Estar soltero no significa vivir aislado y sin afectos. Puedes no tener pareja y pasar la mayor parte de tu tiempo con familiares y amigos. Nadie cuestiona la riqueza e importancia de ese otro tipo de relaciones y, sin embargo, parece que no sirven para validarnos socialmente. A menudo escucho a mujeres y hombres solteros aclarar que si no tienen pareja, «es porque no quieren». ¿Y qué pasa si preferirías vivir en pareja pero no has conocido a nadie o no eres correspondido? ¿Debes avergonzarte entonces? ¿Debes sufrir por ello?

Si la soltería fuera una opción más valorada, tan respetable como tener pareja, no consideraríamos el fin de una relación como un fracaso. No forzaríamos o prolongaríamos relaciones que nos hacen infelices por miedo a estar sin pareja.

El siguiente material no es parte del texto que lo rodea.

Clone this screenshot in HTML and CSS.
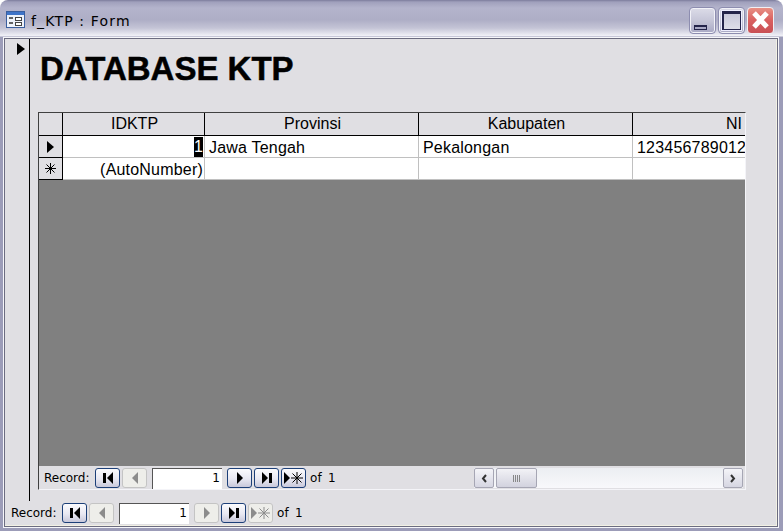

No sentiríamos la presión social de «encontrar el amor» a toda costa, ya sea bajo el modelo tradicional monógamo u otros más modernos como el poliamor.

Es gracioso y paradójicoque si queremos mejorar nuestras relaciones, si queremos tener vínculos afectivos sanos que duren y nos hagan felices a largo plazo, lo más inteligente que podemos hacer es recuperar tan infame palabra, honrar el término y reconciliarnos con su significado: reivindicar de una vez por todas la soltería.